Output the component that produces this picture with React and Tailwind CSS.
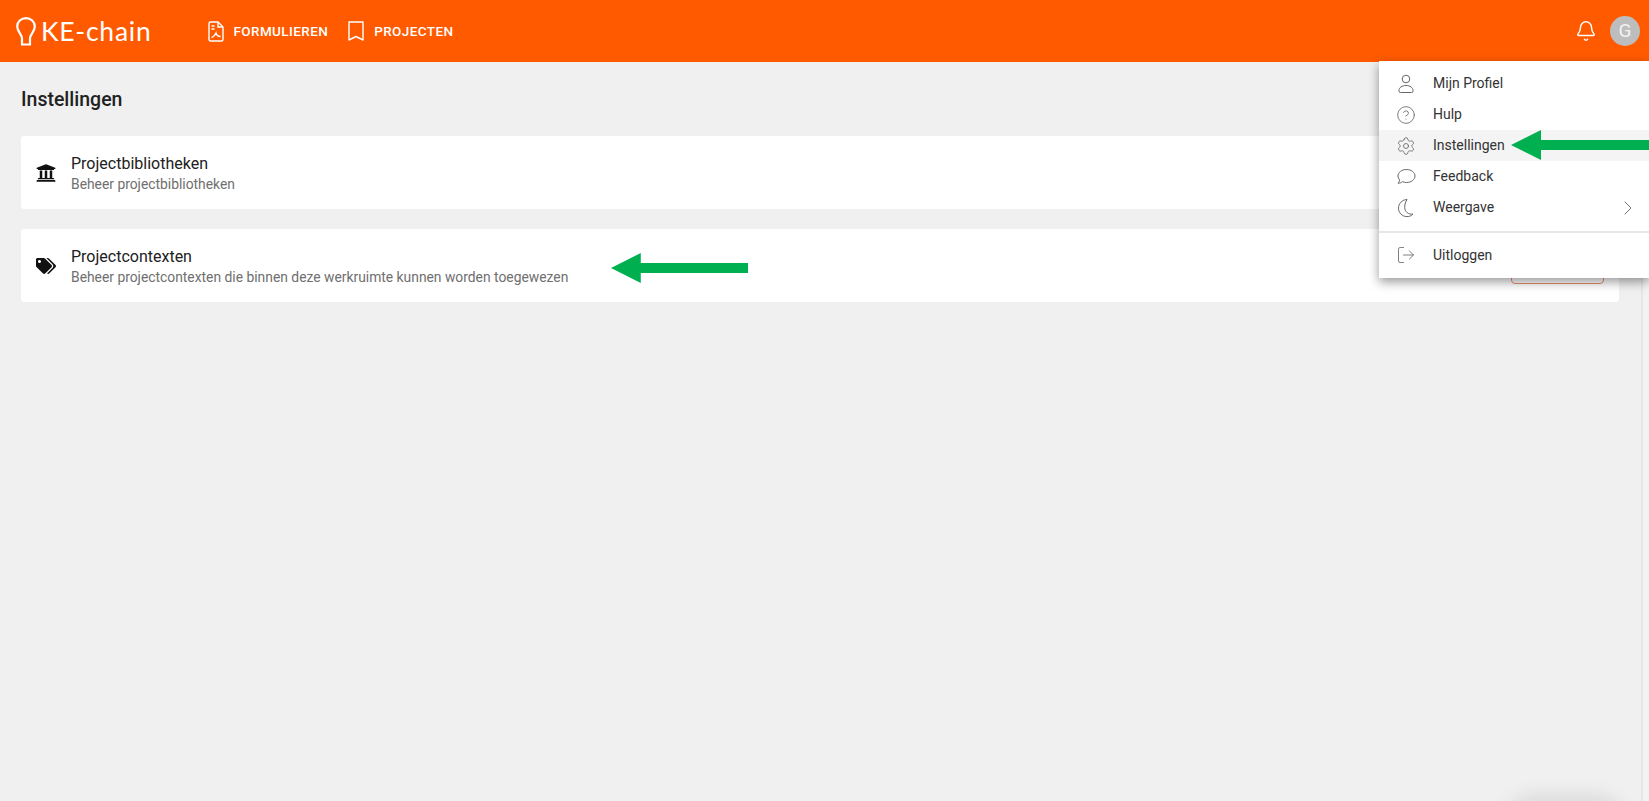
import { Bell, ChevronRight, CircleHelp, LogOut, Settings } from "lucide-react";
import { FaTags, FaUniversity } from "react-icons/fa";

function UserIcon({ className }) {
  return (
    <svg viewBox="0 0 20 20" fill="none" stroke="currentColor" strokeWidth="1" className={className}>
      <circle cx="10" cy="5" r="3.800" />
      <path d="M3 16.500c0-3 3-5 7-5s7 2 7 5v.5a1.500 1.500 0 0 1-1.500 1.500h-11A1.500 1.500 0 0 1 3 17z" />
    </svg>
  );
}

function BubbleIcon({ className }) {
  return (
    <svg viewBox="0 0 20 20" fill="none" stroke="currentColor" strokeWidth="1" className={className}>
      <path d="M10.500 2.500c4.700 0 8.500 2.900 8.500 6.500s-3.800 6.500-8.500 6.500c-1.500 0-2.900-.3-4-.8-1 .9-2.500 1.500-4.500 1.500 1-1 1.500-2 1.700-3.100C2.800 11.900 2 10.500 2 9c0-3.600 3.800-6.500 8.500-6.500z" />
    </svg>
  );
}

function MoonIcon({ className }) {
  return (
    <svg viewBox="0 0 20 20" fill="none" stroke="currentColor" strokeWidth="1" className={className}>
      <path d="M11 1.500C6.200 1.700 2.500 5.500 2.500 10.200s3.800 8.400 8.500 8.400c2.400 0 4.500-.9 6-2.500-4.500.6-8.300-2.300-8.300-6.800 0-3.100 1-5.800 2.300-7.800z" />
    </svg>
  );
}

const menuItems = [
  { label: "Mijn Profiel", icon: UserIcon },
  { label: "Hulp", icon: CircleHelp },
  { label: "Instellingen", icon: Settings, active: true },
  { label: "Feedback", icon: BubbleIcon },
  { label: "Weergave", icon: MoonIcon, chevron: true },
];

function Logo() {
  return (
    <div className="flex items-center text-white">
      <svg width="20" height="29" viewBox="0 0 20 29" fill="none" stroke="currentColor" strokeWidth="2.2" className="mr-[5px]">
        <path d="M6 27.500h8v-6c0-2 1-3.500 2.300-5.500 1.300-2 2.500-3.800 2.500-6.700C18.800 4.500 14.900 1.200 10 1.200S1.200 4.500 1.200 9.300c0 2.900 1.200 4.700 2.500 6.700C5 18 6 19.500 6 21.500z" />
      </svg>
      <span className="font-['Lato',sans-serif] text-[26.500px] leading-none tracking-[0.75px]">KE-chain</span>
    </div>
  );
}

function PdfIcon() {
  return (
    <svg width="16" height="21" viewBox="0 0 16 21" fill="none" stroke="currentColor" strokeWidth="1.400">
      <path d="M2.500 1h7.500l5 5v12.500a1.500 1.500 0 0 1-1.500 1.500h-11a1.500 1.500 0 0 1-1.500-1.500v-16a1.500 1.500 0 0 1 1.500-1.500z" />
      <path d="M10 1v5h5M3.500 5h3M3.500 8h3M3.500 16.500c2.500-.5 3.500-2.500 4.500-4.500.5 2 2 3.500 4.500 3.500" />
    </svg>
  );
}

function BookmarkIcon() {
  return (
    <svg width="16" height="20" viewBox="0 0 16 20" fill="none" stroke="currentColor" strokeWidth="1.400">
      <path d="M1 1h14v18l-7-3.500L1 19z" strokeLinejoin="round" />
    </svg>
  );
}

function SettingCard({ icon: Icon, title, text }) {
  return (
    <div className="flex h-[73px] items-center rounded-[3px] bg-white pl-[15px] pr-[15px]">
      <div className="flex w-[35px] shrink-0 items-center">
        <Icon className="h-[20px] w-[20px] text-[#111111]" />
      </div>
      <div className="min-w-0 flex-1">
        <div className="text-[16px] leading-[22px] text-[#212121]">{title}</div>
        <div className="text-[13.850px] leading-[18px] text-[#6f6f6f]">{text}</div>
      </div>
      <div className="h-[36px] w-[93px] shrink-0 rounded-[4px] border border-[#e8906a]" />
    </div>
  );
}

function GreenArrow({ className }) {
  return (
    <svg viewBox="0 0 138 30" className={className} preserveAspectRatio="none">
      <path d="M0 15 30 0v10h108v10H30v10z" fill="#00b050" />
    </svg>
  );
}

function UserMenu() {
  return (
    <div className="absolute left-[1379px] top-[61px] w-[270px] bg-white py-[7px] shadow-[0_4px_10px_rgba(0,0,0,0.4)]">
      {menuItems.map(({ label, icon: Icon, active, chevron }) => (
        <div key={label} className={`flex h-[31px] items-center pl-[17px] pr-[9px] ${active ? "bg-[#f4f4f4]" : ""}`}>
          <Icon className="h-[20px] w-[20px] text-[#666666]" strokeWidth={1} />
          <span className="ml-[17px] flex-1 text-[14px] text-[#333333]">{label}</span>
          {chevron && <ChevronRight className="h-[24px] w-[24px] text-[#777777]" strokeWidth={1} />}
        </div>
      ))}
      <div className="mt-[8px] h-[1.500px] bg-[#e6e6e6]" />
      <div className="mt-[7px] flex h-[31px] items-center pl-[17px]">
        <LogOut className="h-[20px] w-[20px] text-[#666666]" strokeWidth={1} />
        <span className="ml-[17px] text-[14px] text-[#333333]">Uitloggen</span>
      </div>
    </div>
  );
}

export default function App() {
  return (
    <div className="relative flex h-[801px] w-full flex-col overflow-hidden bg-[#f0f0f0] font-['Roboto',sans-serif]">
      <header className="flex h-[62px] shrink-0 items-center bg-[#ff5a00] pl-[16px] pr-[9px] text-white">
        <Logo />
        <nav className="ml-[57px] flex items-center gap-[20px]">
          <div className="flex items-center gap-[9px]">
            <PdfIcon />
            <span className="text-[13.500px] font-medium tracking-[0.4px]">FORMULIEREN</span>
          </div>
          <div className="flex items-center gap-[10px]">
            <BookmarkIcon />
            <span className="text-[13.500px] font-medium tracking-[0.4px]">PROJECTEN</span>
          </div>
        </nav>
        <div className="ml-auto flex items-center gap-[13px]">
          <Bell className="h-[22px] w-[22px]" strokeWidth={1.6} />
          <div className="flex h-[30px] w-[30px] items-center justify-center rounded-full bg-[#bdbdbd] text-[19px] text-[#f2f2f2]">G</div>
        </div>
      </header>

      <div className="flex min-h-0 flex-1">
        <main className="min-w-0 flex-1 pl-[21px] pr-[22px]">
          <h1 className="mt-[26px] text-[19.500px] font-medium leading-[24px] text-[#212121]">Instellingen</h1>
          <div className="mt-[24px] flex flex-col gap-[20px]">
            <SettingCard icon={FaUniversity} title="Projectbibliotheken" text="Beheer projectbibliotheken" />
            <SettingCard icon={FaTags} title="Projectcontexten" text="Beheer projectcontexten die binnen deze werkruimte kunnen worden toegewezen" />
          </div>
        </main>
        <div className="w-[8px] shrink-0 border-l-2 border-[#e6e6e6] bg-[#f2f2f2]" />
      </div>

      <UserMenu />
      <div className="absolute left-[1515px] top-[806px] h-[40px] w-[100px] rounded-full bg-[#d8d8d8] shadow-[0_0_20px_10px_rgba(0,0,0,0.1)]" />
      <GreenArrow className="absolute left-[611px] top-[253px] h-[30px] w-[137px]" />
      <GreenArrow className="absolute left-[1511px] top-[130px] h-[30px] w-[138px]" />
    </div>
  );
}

-.-.-

**SHORT EXERCISE:**
Every line above should be repeated exactly; pictures stay out of the copy.

**SOLVED EXERCISE:**
Output the component that produces this picture with React and Tailwind CSS.
import { Bell, ChevronRight, CircleHelp, LogOut, Settings } from "lucide-react";
import { FaTags, FaUniversity } from "react-icons/fa";

function UserIcon({ className }) {
  return (
    <svg viewBox="0 0 20 20" fill="none" stroke="currentColor" strokeWidth="1" className={className}>
      <circle cx="10" cy="5" r="3.800" />
      <path d="M3 16.500c0-3 3-5 7-5s7 2 7 5v.5a1.500 1.500 0 0 1-1.500 1.500h-11A1.500 1.500 0 0 1 3 17z" />
    </svg>
  );
}

function BubbleIcon({ className }) {
  return (
    <svg viewBox="0 0 20 20" fill="none" stroke="currentColor" strokeWidth="1" className={className}>
      <path d="M10.500 2.500c4.700 0 8.500 2.900 8.500 6.500s-3.800 6.500-8.500 6.500c-1.500 0-2.900-.3-4-.8-1 .9-2.500 1.500-4.500 1.500 1-1 1.500-2 1.700-3.100C2.800 11.900 2 10.500 2 9c0-3.600 3.800-6.500 8.500-6.500z" />
    </svg>
  );
}

function MoonIcon({ className }) {
  return (
    <svg viewBox="0 0 20 20" fill="none" stroke="currentColor" strokeWidth="1" className={className}>
      <path d="M11 1.500C6.200 1.700 2.500 5.500 2.500 10.200s3.800 8.400 8.500 8.400c2.400 0 4.500-.9 6-2.500-4.500.6-8.300-2.300-8.300-6.800 0-3.100 1-5.800 2.300-7.800z" />
    </svg>
  );
}

const menuItems = [
  { label: "Mijn Profiel", icon: UserIcon },
  { label: "Hulp", icon: CircleHelp },
  { label: "Instellingen", icon: Settings, active: true },
  { label: "Feedback", icon: BubbleIcon },
  { label: "Weergave", icon: MoonIcon, chevron: true },
];

function Logo() {
  return (
    <div className="flex items-center text-white">
      <svg width="20" height="29" viewBox="0 0 20 29" fill="none" stroke="currentColor" strokeWidth="2.2" className="mr-[5px]">
        <path d="M6 27.500h8v-6c0-2 1-3.500 2.300-5.500 1.300-2 2.500-3.800 2.500-6.700C18.800 4.500 14.900 1.200 10 1.200S1.200 4.500 1.200 9.300c0 2.900 1.200 4.700 2.500 6.700C5 18 6 19.500 6 21.500z" />
      </svg>
      <span className="font-['Lato',sans-serif] text-[26.500px] leading-none tracking-[0.75px]">KE-chain</span>
    </div>
  );
}

function PdfIcon() {
  return (
    <svg width="16" height="21" viewBox="0 0 16 21" fill="none" stroke="currentColor" strokeWidth="1.400">
      <path d="M2.500 1h7.500l5 5v12.500a1.500 1.500 0 0 1-1.500 1.500h-11a1.500 1.500 0 0 1-1.500-1.500v-16a1.500 1.500 0 0 1 1.500-1.500z" />
      <path d="M10 1v5h5M3.500 5h3M3.500 8h3M3.500 16.500c2.500-.5 3.500-2.500 4.500-4.500.5 2 2 3.500 4.500 3.500" />
    </svg>
  );
}

function BookmarkIcon() {
  return (
    <svg width="16" height="20" viewBox="0 0 16 20" fill="none" stroke="currentColor" strokeWidth="1.400">
      <path d="M1 1h14v18l-7-3.500L1 19z" strokeLinejoin="round" />
    </svg>
  );
}

function SettingCard({ icon: Icon, title, text }) {
  return (
    <div className="flex h-[73px] items-center rounded-[3px] bg-white pl-[15px] pr-[15px]">
      <div className="flex w-[35px] shrink-0 items-center">
        <Icon className="h-[20px] w-[20px] text-[#111111]" />
      </div>
      <div className="min-w-0 flex-1">
        <div className="text-[16px] leading-[22px] text-[#212121]">{title}</div>
        <div className="text-[13.850px] leading-[18px] text-[#6f6f6f]">{text}</div>
      </div>
      <div className="h-[36px] w-[93px] shrink-0 rounded-[4px] border border-[#e8906a]" />
    </div>
  );
}

function GreenArrow({ className }) {
  return (
    <svg viewBox="0 0 138 30" className={className} preserveAspectRatio="none">
      <path d="M0 15 30 0v10h108v10H30v10z" fill="#00b050" />
    </svg>
  );
}

function UserMenu() {
  return (
    <div className="absolute left-[1379px] top-[61px] w-[270px] bg-white py-[7px] shadow-[0_4px_10px_rgba(0,0,0,0.4)]">
      {menuItems.map(({ label, icon: Icon, active, chevron }) => (
        <div key={label} className={`flex h-[31px] items-center pl-[17px] pr-[9px] ${active ? "bg-[#f4f4f4]" : ""}`}>
          <Icon className="h-[20px] w-[20px] text-[#666666]" strokeWidth={1} />
          <span className="ml-[17px] flex-1 text-[14px] text-[#333333]">{label}</span>
          {chevron && <ChevronRight className="h-[24px] w-[24px] text-[#777777]" strokeWidth={1} />}
        </div>
      ))}
      <div className="mt-[8px] h-[1.500px] bg-[#e6e6e6]" />
      <div className="mt-[7px] flex h-[31px] items-center pl-[17px]">
        <LogOut className="h-[20px] w-[20px] text-[#666666]" strokeWidth={1} />
        <span className="ml-[17px] text-[14px] text-[#333333]">Uitloggen</span>
      </div>
    </div>
  );
}

export default function App() {
  return (
    <div className="relative flex h-[801px] w-full flex-col overflow-hidden bg-[#f0f0f0] font-['Roboto',sans-serif]">
      <header className="flex h-[62px] shrink-0 items-center bg-[#ff5a00] pl-[16px] pr-[9px] text-white">
        <Logo />
        <nav className="ml-[57px] flex items-center gap-[20px]">
          <div className="flex items-center gap-[9px]">
            <PdfIcon />
            <span className="text-[13.500px] font-medium tracking-[0.4px]">FORMULIEREN</span>
          </div>
          <div className="flex items-center gap-[10px]">
            <BookmarkIcon />
            <span className="text-[13.500px] font-medium tracking-[0.4px]">PROJECTEN</span>
          </div>
        </nav>
        <div className="ml-auto flex items-center gap-[13px]">
          <Bell className="h-[22px] w-[22px]" strokeWidth={1.6} />
          <div className="flex h-[30px] w-[30px] items-center justify-center rounded-full bg-[#bdbdbd] text-[19px] text-[#f2f2f2]">G</div>
        </div>
      </header>

      <div className="flex min-h-0 flex-1">
        <main className="min-w-0 flex-1 pl-[21px] pr-[22px]">
          <h1 className="mt-[26px] text-[19.500px] font-medium leading-[24px] text-[#212121]">Instellingen</h1>
          <div className="mt-[24px] flex flex-col gap-[20px]">
            <SettingCard icon={FaUniversity} title="Projectbibliotheken" text="Beheer projectbibliotheken" />
            <SettingCard icon={FaTags} title="Projectcontexten" text="Beheer projectcontexten die binnen deze werkruimte kunnen worden toegewezen" />
          </div>
        </main>
        <div className="w-[8px] shrink-0 border-l-2 border-[#e6e6e6] bg-[#f2f2f2]" />
      </div>

      <UserMenu />
      <div className="absolute left-[1515px] top-[806px] h-[40px] w-[100px] rounded-full bg-[#d8d8d8] shadow-[0_0_20px_10px_rgba(0,0,0,0.1)]" />
      <GreenArrow className="absolute left-[611px] top-[253px] h-[30px] w-[137px]" />
      <GreenArrow className="absolute left-[1511px] top-[130px] h-[30px] w-[138px]" />
    </div>
  );
}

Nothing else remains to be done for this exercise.